### What to produce
Lines containing the string "index" are to be counted. Write only how many there are.

### Material provided
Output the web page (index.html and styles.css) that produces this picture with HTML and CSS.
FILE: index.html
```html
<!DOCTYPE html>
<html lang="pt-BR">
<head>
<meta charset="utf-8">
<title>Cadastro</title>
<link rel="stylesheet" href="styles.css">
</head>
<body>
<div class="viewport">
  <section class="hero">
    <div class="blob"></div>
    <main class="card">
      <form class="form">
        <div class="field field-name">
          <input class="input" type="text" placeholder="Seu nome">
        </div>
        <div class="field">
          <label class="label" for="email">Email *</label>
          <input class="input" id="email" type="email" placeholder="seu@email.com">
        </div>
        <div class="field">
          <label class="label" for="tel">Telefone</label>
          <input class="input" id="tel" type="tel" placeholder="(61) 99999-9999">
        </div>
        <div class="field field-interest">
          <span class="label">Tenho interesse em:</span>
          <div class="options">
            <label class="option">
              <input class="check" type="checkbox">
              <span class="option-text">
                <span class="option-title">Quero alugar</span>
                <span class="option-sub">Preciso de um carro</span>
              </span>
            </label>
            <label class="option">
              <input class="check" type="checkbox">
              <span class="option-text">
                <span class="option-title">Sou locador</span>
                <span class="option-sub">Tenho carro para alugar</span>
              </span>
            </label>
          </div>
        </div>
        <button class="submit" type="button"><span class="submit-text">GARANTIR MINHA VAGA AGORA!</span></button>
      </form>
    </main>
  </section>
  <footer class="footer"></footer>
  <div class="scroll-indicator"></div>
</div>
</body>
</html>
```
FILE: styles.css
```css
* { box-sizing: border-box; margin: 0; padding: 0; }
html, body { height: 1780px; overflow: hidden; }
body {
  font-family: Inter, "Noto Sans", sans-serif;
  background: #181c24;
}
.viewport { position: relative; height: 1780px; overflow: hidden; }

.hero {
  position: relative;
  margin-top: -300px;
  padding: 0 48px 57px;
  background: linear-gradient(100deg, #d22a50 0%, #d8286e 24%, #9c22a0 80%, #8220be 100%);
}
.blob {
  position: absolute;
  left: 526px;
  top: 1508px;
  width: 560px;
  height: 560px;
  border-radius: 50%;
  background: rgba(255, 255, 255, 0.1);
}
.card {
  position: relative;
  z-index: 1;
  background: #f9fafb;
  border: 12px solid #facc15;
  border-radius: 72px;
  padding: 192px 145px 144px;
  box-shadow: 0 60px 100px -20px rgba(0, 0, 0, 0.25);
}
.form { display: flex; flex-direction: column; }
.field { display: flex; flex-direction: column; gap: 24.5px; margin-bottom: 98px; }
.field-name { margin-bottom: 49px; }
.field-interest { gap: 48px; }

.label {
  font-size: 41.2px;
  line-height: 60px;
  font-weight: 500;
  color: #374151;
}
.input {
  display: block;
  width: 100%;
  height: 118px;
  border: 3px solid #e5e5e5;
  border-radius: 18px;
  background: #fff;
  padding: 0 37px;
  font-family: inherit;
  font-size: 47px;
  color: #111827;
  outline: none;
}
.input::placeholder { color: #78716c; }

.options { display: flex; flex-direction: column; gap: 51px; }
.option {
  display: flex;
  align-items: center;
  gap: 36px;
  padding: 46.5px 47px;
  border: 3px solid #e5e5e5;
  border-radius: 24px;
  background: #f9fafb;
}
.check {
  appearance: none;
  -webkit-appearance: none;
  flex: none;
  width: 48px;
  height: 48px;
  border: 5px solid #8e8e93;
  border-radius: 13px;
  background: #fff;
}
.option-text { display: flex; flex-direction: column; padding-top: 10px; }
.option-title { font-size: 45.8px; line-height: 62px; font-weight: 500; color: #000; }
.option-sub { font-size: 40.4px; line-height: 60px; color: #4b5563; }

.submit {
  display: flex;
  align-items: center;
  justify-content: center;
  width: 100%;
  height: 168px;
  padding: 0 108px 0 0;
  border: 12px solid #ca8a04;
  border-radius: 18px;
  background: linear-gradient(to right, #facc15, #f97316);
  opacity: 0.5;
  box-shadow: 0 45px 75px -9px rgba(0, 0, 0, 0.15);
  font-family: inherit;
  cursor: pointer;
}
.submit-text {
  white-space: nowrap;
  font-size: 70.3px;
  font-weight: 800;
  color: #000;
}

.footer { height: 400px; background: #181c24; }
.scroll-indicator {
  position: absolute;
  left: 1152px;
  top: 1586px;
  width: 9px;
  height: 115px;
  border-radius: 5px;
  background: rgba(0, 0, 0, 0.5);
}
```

### Finished task
3